_Job_
Tally the lines in the listing below that include "components". Answer with the count and nothing more.

_Data_
• • • • • • •

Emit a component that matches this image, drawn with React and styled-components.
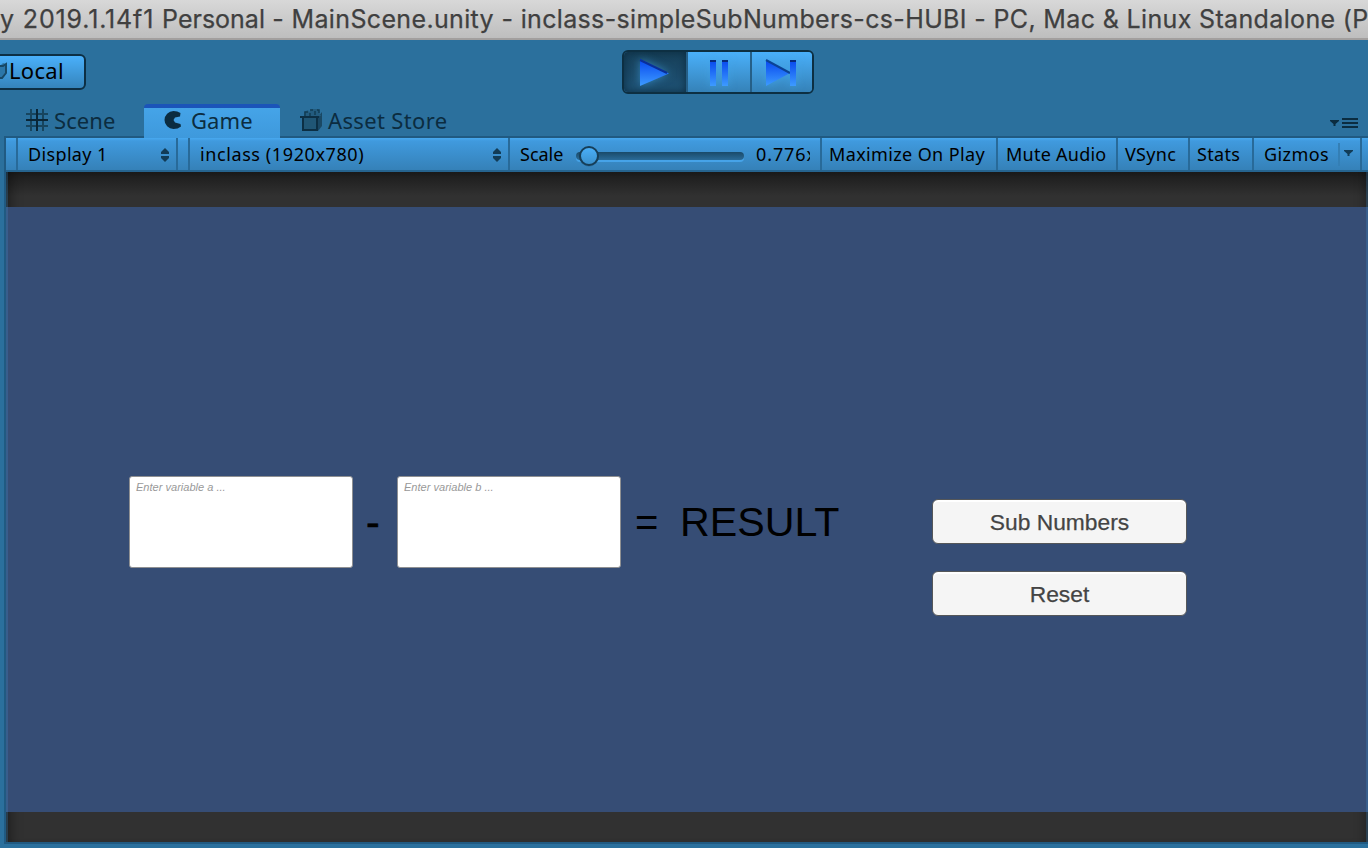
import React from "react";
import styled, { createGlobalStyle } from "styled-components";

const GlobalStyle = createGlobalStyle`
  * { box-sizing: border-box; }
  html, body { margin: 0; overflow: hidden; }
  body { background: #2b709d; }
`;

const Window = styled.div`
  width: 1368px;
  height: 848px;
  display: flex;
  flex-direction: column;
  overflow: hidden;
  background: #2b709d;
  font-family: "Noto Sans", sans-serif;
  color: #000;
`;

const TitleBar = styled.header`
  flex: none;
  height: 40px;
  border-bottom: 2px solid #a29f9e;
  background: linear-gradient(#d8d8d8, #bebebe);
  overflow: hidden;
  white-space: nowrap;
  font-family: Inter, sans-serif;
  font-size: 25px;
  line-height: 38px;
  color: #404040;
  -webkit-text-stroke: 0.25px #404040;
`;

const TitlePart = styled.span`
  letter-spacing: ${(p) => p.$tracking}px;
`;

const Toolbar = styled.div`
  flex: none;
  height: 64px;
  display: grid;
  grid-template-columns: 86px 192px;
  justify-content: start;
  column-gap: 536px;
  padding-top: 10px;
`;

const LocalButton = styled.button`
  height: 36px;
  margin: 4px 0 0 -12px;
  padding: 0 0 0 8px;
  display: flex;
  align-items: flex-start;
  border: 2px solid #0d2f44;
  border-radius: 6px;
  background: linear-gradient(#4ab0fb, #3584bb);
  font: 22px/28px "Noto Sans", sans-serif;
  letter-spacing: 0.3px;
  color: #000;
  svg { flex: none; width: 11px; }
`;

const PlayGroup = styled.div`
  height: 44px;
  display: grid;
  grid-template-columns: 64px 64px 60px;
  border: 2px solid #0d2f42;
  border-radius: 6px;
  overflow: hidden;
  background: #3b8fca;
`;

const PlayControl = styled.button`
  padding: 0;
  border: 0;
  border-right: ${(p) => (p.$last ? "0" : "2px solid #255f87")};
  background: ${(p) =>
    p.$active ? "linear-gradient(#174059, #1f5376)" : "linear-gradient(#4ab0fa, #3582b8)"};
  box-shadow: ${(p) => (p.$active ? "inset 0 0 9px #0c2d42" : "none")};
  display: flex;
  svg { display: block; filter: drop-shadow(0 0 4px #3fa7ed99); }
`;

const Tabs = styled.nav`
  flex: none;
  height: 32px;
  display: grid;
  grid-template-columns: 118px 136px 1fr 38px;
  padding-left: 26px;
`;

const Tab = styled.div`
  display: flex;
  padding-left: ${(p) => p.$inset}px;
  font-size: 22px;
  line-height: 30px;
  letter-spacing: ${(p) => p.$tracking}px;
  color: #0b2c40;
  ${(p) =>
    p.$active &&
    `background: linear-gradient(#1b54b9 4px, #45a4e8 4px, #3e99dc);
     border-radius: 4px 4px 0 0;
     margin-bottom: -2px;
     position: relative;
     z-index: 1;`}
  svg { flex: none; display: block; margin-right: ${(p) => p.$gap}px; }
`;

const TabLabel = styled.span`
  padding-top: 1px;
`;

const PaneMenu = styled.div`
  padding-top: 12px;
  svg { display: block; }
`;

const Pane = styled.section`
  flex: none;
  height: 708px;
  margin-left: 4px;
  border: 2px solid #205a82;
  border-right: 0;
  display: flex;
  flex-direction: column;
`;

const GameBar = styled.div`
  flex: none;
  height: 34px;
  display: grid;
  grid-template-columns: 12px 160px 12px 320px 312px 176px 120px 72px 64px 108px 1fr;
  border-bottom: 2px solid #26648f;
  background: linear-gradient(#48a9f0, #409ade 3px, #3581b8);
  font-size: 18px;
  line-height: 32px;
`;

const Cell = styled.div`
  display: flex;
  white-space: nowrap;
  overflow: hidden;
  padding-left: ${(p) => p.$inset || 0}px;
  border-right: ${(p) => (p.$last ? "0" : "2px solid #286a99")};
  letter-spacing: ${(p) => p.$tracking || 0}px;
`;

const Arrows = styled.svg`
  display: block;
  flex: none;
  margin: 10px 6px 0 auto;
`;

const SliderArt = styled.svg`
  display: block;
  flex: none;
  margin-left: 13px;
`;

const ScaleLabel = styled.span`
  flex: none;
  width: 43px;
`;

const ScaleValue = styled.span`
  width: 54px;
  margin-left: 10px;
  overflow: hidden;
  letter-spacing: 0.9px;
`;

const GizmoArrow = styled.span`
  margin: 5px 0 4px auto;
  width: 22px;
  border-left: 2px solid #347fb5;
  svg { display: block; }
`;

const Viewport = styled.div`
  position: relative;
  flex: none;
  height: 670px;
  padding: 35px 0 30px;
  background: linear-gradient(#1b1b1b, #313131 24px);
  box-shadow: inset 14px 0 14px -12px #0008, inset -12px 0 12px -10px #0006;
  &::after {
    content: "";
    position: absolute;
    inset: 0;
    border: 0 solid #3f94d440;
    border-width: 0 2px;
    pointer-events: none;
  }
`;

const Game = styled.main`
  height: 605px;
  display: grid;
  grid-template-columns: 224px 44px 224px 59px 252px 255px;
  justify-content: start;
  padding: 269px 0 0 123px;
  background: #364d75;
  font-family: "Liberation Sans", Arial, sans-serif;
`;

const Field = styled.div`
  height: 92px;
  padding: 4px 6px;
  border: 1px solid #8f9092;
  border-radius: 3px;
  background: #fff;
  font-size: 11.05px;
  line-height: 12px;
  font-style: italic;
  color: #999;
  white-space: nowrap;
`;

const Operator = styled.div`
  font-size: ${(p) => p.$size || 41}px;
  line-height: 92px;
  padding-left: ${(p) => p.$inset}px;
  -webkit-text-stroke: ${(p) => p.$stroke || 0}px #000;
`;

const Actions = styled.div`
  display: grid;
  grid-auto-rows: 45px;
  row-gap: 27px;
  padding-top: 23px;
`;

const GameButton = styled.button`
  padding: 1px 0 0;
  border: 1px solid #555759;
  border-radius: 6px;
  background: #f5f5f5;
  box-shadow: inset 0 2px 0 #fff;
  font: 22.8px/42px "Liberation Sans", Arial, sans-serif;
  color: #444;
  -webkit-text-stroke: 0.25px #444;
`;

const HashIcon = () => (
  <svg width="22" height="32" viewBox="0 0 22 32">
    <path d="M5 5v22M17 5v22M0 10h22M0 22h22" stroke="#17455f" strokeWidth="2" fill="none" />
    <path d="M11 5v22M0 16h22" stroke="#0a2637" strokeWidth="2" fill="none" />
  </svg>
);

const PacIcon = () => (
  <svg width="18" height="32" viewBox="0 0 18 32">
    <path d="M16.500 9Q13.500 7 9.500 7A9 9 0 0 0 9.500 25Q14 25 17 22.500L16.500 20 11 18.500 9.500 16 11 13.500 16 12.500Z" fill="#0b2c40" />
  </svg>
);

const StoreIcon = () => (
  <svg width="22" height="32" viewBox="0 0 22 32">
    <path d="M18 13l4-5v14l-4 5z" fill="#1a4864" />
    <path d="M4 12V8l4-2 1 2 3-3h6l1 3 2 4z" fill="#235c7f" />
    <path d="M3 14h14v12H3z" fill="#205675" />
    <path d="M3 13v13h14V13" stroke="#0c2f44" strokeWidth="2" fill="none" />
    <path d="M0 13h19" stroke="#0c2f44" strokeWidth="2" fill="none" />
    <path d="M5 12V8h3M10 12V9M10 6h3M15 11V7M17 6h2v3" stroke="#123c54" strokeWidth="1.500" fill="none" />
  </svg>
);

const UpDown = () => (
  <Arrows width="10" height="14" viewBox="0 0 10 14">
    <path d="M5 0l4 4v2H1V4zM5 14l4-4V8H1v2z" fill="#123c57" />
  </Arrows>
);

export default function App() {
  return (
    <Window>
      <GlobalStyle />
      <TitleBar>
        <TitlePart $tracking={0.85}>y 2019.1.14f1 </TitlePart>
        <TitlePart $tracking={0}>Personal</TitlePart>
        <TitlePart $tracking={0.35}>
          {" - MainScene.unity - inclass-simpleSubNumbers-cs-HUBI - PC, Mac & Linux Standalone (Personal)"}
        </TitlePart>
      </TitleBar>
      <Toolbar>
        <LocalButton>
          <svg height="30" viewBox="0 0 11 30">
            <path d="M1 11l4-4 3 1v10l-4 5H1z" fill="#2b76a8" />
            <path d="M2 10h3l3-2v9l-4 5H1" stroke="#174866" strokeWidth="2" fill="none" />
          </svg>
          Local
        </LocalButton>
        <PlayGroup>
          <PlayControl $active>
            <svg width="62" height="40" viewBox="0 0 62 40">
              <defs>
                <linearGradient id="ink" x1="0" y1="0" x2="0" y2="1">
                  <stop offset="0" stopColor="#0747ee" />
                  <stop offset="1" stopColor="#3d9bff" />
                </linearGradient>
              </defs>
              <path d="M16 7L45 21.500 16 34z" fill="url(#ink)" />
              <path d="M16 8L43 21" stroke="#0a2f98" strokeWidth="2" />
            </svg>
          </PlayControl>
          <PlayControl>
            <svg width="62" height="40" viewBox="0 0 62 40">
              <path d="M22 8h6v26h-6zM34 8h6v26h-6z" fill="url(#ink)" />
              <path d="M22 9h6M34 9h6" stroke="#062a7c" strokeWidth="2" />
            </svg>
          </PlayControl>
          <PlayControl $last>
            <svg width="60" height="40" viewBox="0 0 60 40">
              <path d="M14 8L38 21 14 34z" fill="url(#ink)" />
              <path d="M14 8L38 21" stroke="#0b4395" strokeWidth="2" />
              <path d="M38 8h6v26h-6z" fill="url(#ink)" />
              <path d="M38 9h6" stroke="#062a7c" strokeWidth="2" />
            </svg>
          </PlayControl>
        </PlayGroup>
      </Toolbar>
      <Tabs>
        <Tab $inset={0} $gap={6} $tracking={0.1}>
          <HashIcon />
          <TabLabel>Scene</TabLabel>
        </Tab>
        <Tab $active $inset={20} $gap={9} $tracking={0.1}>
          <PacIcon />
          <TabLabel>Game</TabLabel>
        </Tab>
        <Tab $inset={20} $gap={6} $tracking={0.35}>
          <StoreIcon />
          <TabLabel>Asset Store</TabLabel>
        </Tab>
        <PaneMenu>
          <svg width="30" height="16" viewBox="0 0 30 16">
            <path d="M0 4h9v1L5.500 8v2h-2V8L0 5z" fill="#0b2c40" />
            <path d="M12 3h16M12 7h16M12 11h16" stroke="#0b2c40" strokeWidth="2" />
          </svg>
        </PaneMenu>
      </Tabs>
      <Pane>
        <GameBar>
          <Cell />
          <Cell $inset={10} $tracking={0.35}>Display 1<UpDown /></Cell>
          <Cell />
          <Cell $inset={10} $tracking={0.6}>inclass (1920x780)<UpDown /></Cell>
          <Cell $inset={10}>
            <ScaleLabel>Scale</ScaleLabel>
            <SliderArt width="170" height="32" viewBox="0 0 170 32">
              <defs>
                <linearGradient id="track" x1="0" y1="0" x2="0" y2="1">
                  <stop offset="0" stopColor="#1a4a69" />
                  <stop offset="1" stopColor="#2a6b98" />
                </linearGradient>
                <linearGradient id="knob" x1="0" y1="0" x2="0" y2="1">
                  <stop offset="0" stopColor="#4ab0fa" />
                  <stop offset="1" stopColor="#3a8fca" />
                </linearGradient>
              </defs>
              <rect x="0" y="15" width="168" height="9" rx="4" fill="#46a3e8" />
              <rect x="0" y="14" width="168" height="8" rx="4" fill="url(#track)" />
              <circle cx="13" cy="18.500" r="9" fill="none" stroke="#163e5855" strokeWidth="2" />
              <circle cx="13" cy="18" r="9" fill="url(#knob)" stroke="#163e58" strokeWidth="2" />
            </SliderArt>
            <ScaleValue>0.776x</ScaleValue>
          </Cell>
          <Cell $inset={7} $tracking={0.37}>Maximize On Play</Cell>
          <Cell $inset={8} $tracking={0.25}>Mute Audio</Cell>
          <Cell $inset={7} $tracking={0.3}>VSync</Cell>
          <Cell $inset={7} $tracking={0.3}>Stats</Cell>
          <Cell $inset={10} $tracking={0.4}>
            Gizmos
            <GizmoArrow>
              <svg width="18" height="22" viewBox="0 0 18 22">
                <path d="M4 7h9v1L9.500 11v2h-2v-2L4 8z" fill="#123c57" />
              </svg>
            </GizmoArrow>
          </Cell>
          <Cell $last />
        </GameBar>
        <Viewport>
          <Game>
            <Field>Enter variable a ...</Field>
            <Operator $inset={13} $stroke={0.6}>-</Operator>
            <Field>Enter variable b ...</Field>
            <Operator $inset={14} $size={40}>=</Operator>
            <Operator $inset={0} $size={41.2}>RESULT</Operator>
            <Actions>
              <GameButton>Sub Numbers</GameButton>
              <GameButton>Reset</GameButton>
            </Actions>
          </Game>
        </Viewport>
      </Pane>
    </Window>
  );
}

• • • • • • •

_Full output_
2